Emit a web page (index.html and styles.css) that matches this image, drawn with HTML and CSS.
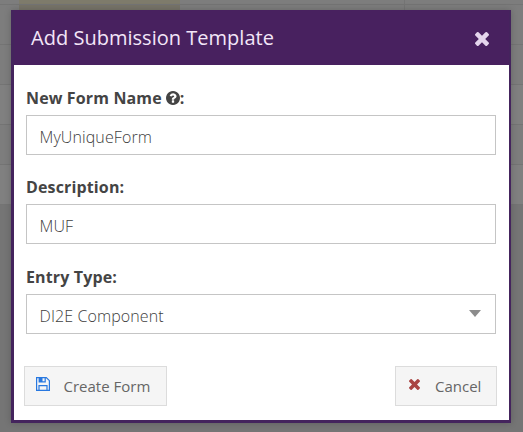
FILE: index.html
```html
<!DOCTYPE html>
<html lang="en">
<head>
<meta charset="utf-8">
<title>Add Submission Template</title>
<link rel="stylesheet" href="styles.css">
</head>
<body>
<div class="backdrop">
  <div class="row first"><span class="gutter"></span><span class="highlight"></span><span class="column"></span></div>
  <div class="row second"><span class="gutter"></span><span class="shade"></span><span class="column"></span></div>
  <div class="row"></div>
  <div class="row light"></div>
  <div class="row"></div>
  <div class="row light"></div>
</div>
<section class="modal">
  <header class="header">
    <h1 class="title">Add Submission Template</h1>
    <svg class="close" viewBox="302 302 1188 1188"><path d="M1490 1322q0 40-28 68l-136 136q-28 28-68 28t-68-28l-294-294-294 294q-28 28-68 28t-68-28l-136-136q-28-28-28-68t28-68l294-294-294-294q-28-28-28-68t28-68l136-136q28-28 68-28t68 28l294 294 294-294q28-28 68-28t68 28l136 136q28 28 28 68t-28 68l-294 294 294 294q28 28 28 68z" transform="translate(0 -64)"/></svg>
  </header>
  <form class="form">
    <div class="field">
      <label class="label name">New Form Name<svg class="help" viewBox="128 128 1536 1536"><path d="M1024 1376v-192q0-14-9-23t-23-9h-192q-14 0-23 9t-9 23v192q0 14 9 23t23 9h192q14 0 23-9t9-23zm256-672q0-88-55.500-163t-138.500-116-170-41q-243 0-371 213-15 24 8 42l132 100q7 6 19 6 16 0 25-12 53-68 86-92 34-24 86-24 48 0 85.500 26t37.500 59q0 38-20 61t-68 45q-63 28-115.500 86.500t-52.500 125.500v36q0 14 9 23t23 9h192q14 0 23-9t9-23q0-19 21.500-49.500t54.500-49.500q32-18 49-28.500t46-35 44.500-48 28-60.500 12.500-81zm384 192q0 209-103 385.500t-279.500 279.500-385.500 103-385.500-103-279.500-279.500-103-385.500 103-385.500 279.500-279.500 385.500-103 385.500 103 279.500 279.500 103 385.500z"/></svg>:</label>
      <div class="input">MyUniqueForm</div>
    </div>
    <div class="field">
      <label class="label desc">Description:</label>
      <div class="input">MUF</div>
    </div>
    <div class="field">
      <label class="label entry">Entry Type:</label>
      <div class="input select">DI2E Component<svg class="caret" viewBox="0 0 12 7"><path d="M0 0h12L6 7z"/></svg></div>
    </div>
    <footer class="actions">
      <button class="button create" type="button"><svg class="save" viewBox="0 0 14 14"><path d="M.6.6h9.700l3.100 3.100v9.700H.6z M3 13.400V8.600h8v4.800 M3.200.6v4.300h6V.6" fill="none" stroke="currentColor" stroke-width="1.200"/><path d="M3 1h3.500v4H3z" fill="currentColor"/></svg><span>Create Form</span></button>
      <button class="button cancel" type="button"><svg class="cross" viewBox="302 302 1188 1188"><path d="M1490 1322q0 40-28 68l-136 136q-28 28-68 28t-68-28l-294-294-294 294q-28 28-68 28t-68-28l-136-136q-28-28-28-68t28-68l294-294-294-294q-28-28-28-68t28-68l136-136q28-28 68-28t68 28l294 294 294-294q28-28 68-28t68 28l136 136q28 28 28 68t-28 68l-294 294 294 294q28 28 28 68z" transform="translate(0 -64)"/></svg><span>Cancel</span></button>
    </footer>
  </form>
</section>
</body>
</html>
```
FILE: styles.css
```css
* { box-sizing: border-box; }
body {
  margin: 0;
  width: 523px;
  height: 432px;
  overflow: hidden;
  background: #757575;
  font-family: "Open Sans", "Noto Sans", sans-serif;
  display: grid;
}
svg { display: block; flex: none; fill: currentColor; }
.backdrop, .modal { grid-area: 1 / 1; }
.row {
  display: flex;
  height: 40px;
  background: #7d7d7d;
  border-bottom: 1px solid #747474;
}
.row.light { background: #808080; }
.row.first { height: 5px; }
.gutter { width: 19px; }
.highlight { width: 161px; background: #7e7b6b; }
.shade { width: 161px; background: #777469; }
.column { width: 225px; border-right: 1px solid #747474; }

.modal {
  width: 500px;
  height: 413px;
  margin: 10px 0 0 11px;
  background: #fff;
  border: solid #44245d;
  border-width: 0 2px 3px 3px;
  box-shadow: 0 0 7px rgba(0, 0, 0, .2);
}
.header {
  display: flex;
  align-items: center;
  justify-content: space-between;
  height: 55px;
  padding: 0 20.5px 0 17px;
  background: #48215f;
}
.title {
  margin: 0;
  font-size: 20px;
  font-weight: 400;
  line-height: 28px;
  letter-spacing: .02px;
  color: #f3e6f8;
}
.close { width: 14px; height: 14px; margin-top: 2px; color: #e4d5ec; overflow: visible; }

.form { padding: 20px 12px 0; }
.field { height: 89px; width: 470px; }
.field:nth-child(2) { height: 90px; }
.label {
  display: flex;
  align-items: center;
  height: 30px;
  padding-bottom: 4px;
  font-size: 16px;
  font-weight: 700;
  letter-spacing: .14px;
  white-space: pre;
  color: #444;
}
.help { width: 14px; height: 14px; margin-left: 4px; }
.input {
  display: flex;
  align-items: center;
  height: 40px;
  padding: 4px 14px 0 12.500px;
  border: 1px solid #c5c5c5;
  font-size: 16px;
  font-weight: 300;
  letter-spacing: .1px;
  color: #404040;
}
.select { justify-content: space-between; }
.caret { width: 12px; height: 7px; margin-top: -5px; color: #8c8c8c; }

.actions {
  display: flex;
  justify-content: space-between;
  width: 473px;
  margin: 13px 0 0 -2px;
}
.button {
  display: flex;
  align-items: center;
  height: 40px;
  padding: 0;
  border: 1px solid #dcdcdc;
  background: #f5f5f5;
  font: 400 15px "Open Sans", "Noto Sans", sans-serif;
  color: #666;
}
.create { width: 143px; padding-left: 11px; }
.cancel { width: 102px; padding-left: 13px; }
.save { width: 14px; height: 14px; margin: -4px 13.500px 0 0; color: #2878e0; }
.cross { width: 11px; height: 11px; margin: -3px 15px 0 0; color: #a94442; overflow: visible; }
```
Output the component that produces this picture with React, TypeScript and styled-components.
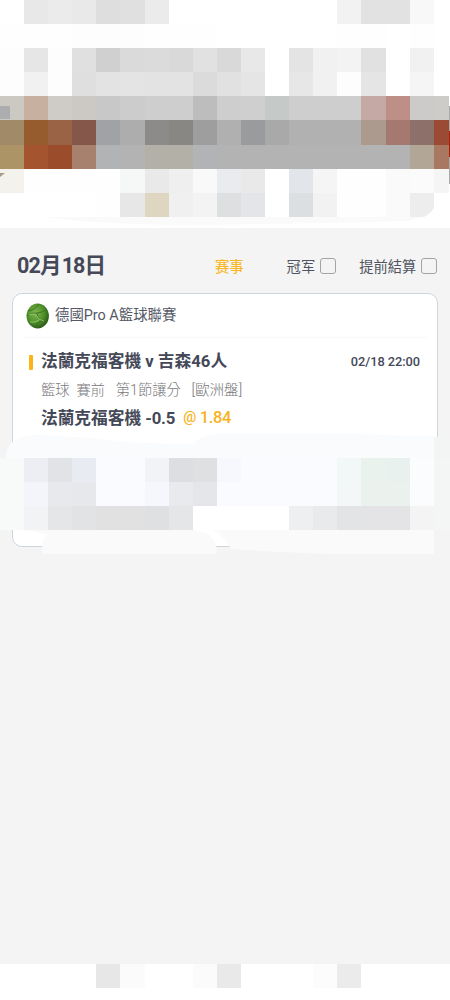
● ● ● ●
## Short task:
Write out the whole listing again, exactly, with no pictures.

## Answer to this task:
Emit a web page (index.html and styles.css) that matches this image, drawn with HTML and CSS.
FILE: index.html
```html
<!DOCTYPE html>
<html lang="en">
<head>
<meta charset="utf-8">
<title>Add Submission Template</title>
<link rel="stylesheet" href="styles.css">
</head>
<body>
<div class="backdrop">
  <div class="row first"><span class="gutter"></span><span class="highlight"></span><span class="column"></span></div>
  <div class="row second"><span class="gutter"></span><span class="shade"></span><span class="column"></span></div>
  <div class="row"></div>
  <div class="row light"></div>
  <div class="row"></div>
  <div class="row light"></div>
</div>
<section class="modal">
  <header class="header">
    <h1 class="title">Add Submission Template</h1>
    <svg class="close" viewBox="302 302 1188 1188"><path d="M1490 1322q0 40-28 68l-136 136q-28 28-68 28t-68-28l-294-294-294 294q-28 28-68 28t-68-28l-136-136q-28-28-28-68t28-68l294-294-294-294q-28-28-28-68t28-68l136-136q28-28 68-28t68 28l294 294 294-294q28-28 68-28t68 28l136 136q28 28 28 68t-28 68l-294 294 294 294q28 28 28 68z" transform="translate(0 -64)"/></svg>
  </header>
  <form class="form">
    <div class="field">
      <label class="label name">New Form Name<svg class="help" viewBox="128 128 1536 1536"><path d="M1024 1376v-192q0-14-9-23t-23-9h-192q-14 0-23 9t-9 23v192q0 14 9 23t23 9h192q14 0 23-9t9-23zm256-672q0-88-55.500-163t-138.500-116-170-41q-243 0-371 213-15 24 8 42l132 100q7 6 19 6 16 0 25-12 53-68 86-92 34-24 86-24 48 0 85.500 26t37.500 59q0 38-20 61t-68 45q-63 28-115.500 86.500t-52.500 125.500v36q0 14 9 23t23 9h192q14 0 23-9t9-23q0-19 21.500-49.500t54.500-49.500q32-18 49-28.500t46-35 44.500-48 28-60.500 12.500-81zm384 192q0 209-103 385.500t-279.500 279.500-385.500 103-385.500-103-279.500-279.500-103-385.500 103-385.500 279.500-279.500 385.500-103 385.500 103 279.500 279.500 103 385.500z"/></svg>:</label>
      <div class="input">MyUniqueForm</div>
    </div>
    <div class="field">
      <label class="label desc">Description:</label>
      <div class="input">MUF</div>
    </div>
    <div class="field">
      <label class="label entry">Entry Type:</label>
      <div class="input select">DI2E Component<svg class="caret" viewBox="0 0 12 7"><path d="M0 0h12L6 7z"/></svg></div>
    </div>
    <footer class="actions">
      <button class="button create" type="button"><svg class="save" viewBox="0 0 14 14"><path d="M.6.6h9.700l3.100 3.100v9.700H.6z M3 13.400V8.600h8v4.800 M3.200.6v4.300h6V.6" fill="none" stroke="currentColor" stroke-width="1.200"/><path d="M3 1h3.500v4H3z" fill="currentColor"/></svg><span>Create Form</span></button>
      <button class="button cancel" type="button"><svg class="cross" viewBox="302 302 1188 1188"><path d="M1490 1322q0 40-28 68l-136 136q-28 28-68 28t-68-28l-294-294-294 294q-28 28-68 28t-68-28l-136-136q-28-28-28-68t28-68l294-294-294-294q-28-28-28-68t28-68l136-136q28-28 68-28t68 28l294 294 294-294q28-28 68-28t68 28l136 136q28 28 28 68t-28 68l-294 294 294 294q28 28 28 68z" transform="translate(0 -64)"/></svg><span>Cancel</span></button>
    </footer>
  </form>
</section>
</body>
</html>
```
FILE: styles.css
```css
* { box-sizing: border-box; }
body {
  margin: 0;
  width: 523px;
  height: 432px;
  overflow: hidden;
  background: #757575;
  font-family: "Open Sans", "Noto Sans", sans-serif;
  display: grid;
}
svg { display: block; flex: none; fill: currentColor; }
.backdrop, .modal { grid-area: 1 / 1; }
.row {
  display: flex;
  height: 40px;
  background: #7d7d7d;
  border-bottom: 1px solid #747474;
}
.row.light { background: #808080; }
.row.first { height: 5px; }
.gutter { width: 19px; }
.highlight { width: 161px; background: #7e7b6b; }
.shade { width: 161px; background: #777469; }
.column { width: 225px; border-right: 1px solid #747474; }

.modal {
  width: 500px;
  height: 413px;
  margin: 10px 0 0 11px;
  background: #fff;
  border: solid #44245d;
  border-width: 0 2px 3px 3px;
  box-shadow: 0 0 7px rgba(0, 0, 0, .2);
}
.header {
  display: flex;
  align-items: center;
  justify-content: space-between;
  height: 55px;
  padding: 0 20.5px 0 17px;
  background: #48215f;
}
.title {
  margin: 0;
  font-size: 20px;
  font-weight: 400;
  line-height: 28px;
  letter-spacing: .02px;
  color: #f3e6f8;
}
.close { width: 14px; height: 14px; margin-top: 2px; color: #e4d5ec; overflow: visible; }

.form { padding: 20px 12px 0; }
.field { height: 89px; width: 470px; }
.field:nth-child(2) { height: 90px; }
.label {
  display: flex;
  align-items: center;
  height: 30px;
  padding-bottom: 4px;
  font-size: 16px;
  font-weight: 700;
  letter-spacing: .14px;
  white-space: pre;
  color: #444;
}
.help { width: 14px; height: 14px; margin-left: 4px; }
.input {
  display: flex;
  align-items: center;
  height: 40px;
  padding: 4px 14px 0 12.500px;
  border: 1px solid #c5c5c5;
  font-size: 16px;
  font-weight: 300;
  letter-spacing: .1px;
  color: #404040;
}
.select { justify-content: space-between; }
.caret { width: 12px; height: 7px; margin-top: -5px; color: #8c8c8c; }

.actions {
  display: flex;
  justify-content: space-between;
  width: 473px;
  margin: 13px 0 0 -2px;
}
.button {
  display: flex;
  align-items: center;
  height: 40px;
  padding: 0;
  border: 1px solid #dcdcdc;
  background: #f5f5f5;
  font: 400 15px "Open Sans", "Noto Sans", sans-serif;
  color: #666;
}
.create { width: 143px; padding-left: 11px; }
.cancel { width: 102px; padding-left: 13px; }
.save { width: 14px; height: 14px; margin: -4px 13.500px 0 0; color: #2878e0; }
.cross { width: 11px; height: 11px; margin: -3px 15px 0 0; color: #a94442; overflow: visible; }
```
Output the component that produces this picture with React, TypeScript and styled-components.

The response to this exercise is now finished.